Every year, millions of high school seniors apply through the Common Application (Common App). Online applicants can apply for multiple schools using this system, so they only need to fill out everything once – including their essays. This help makes the college admission process a lot more convenient. Colleges will be able to learn more about you as a person and what you value through your Common App essay. So if you want your essay to stand out, you’ll need a winning common app essay intro.
Your common application essay is a crucial part of the college application process. A great essay can be the key to securing your spot in the college of your dreams!
What is a Common Application Essay?
The Common App Essay is your main essay sample within the Common Application, a college application portal accepted by over 900 schools. All schools will read this essay to understand your character, background, and value as a potential student.
To find the Common App essay prompts and instructions follow these easy steps:
- Go to the Common App tab on your Common App account
- Click on Writing
- Choose which prompt to reply to. Take note your essay needs to be 250-650 words long.
Each prompt allows you to talk deeper about your interests, experiences, passions, and strengths. You can discuss anything you want as long as the topic of your essay is relevant to the prompt. There are no rules on writing styles, so you have complete creative freedom.
You must submit your Common App essay to all colleges that require it. There are also some colleges that may ask you to submit one or more additional essays.
The Importance of a Good Essay Introduction
The introduction can make or break an essay. The more compelling your introduction, the better the chances of the essay being read. And with so many applicants you need to contend with, your essay must stand out in the first few sentences. It sets the tone for your entire paper and is the first impression that your admissions counselor gets about you. As such, it needs to be interesting and well-written.
What Do I Need To Include in the Common App Essay?
The essay prompts for the Common Application constantly change year by year. To give you an idea of what to include in your essay, here are some similar sample prompts from previous years:
- Students may have a background, identity, interest, or talent that would make their application incomplete without it. Tell us your story if this sounds like you.
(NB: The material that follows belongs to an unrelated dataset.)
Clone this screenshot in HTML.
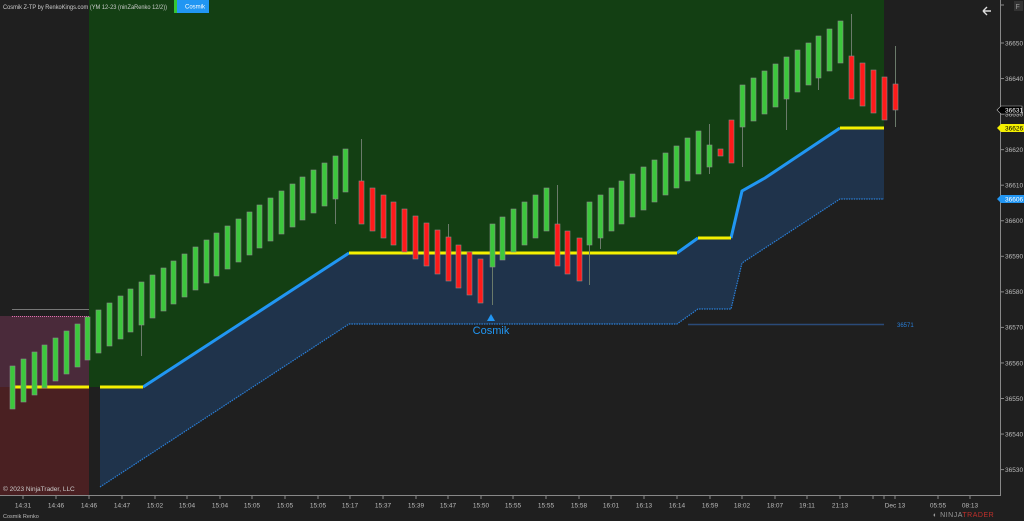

- We can learn a lot from obstacles we encounter during our careers that will prove very useful later. Think about a time when you felt challenged. Or when you experienced a setback or failure. What did you learn from the experience, and how did it affect you?
- Recollect a time when you questioned or challenged a belief or idea. What made you do so? Where did this lead you?
- Imagine someone you know has made you happy or thankful in a surprising way by doing something for you. How has this gratitude affected or motivated you?
- Discuss an accomplishment or realization that sparked a period of growth and a new understanding of yourself or others.
- What topic, idea, or concept do you find so engaging you lose track of time? What attracts you to it? When you want to learn more, what do you do?
- Contribute an essay on any topic of your choice. It can be one you already wrote or one that responds to a different prompt.
How to Start a Common App Essay Intro
Choose a Prompt
First, you’ll need to pick a prompt for your essay. It’s important to pick something that you feel passionate about. Read through all your choices and reflect on your possible answers. Which one resonates with your personal goals and motivation?
A brainstorming session can get your creative juices flowing. It can also help you in organizing your thoughts so that you won’t feel overwhelmed.
Think about some other good topic ideas for your essay. Your topic should be meaningful to you while also showing a part of you that isn’t apparent in other aspects of your application. Don’t feel forced to start with the introduction right away. Sometimes, the best essay openings are developed last once you’ve fully grasped the flow of your story.
Create an Outline
After choosing your topic, outline your entire essay. Organizing your thoughts, writing the body, and then going back to the introduction is much easier. This way, you know exactly which direction your essay will go when you’ve actually written it out. This also ensures that your common app essay intro ties perfectly into the rest of the essay.
Write a Draft
Begin writing drafts, so you can get in the zone with your writing. This allows you to write without much pressure. It’s a great writing exercise; you can revise your text numerous times until you get the perfect intro.
Dos and Don’t for Common App Essays
- Do be real and honest. Avoid exaggerating. The article is about your journey; there’s no need to fake it. Admission officers appreciate authenticity. Only mention your relevant achievements or your unique strengths.
- Don’t give away what you’ll be writing about. You want to leave a bit of intrigue for your reader. Instead of saying, “In this essay, I’ll be talking about,” go straight into your story. This will make your intro much more interesting, and it gives you more room to be creative.
- Do proofread your essay. An essay that has spelling and grammatical errors is unacceptable. It can give admission officers the wrong impression and make them think you didn’t take the application seriously. Always make sure to check your essay twice or more until you’re sure it has zero errors.
- Don’t waste words in restating your prompt. This will make your introduction sound redundant. It will also take up space that may have otherwise been used for more relevant information.
- Do use an active voice. Using an active voice for your essay will make it sound more persuasive and dynamic.
Common application essays are required for over 900 colleges and universities. This can make or break your application—so you must get it right. Your common app essay intro, right off the bat, needs to impress admission officers and hook them into reading your entire essay.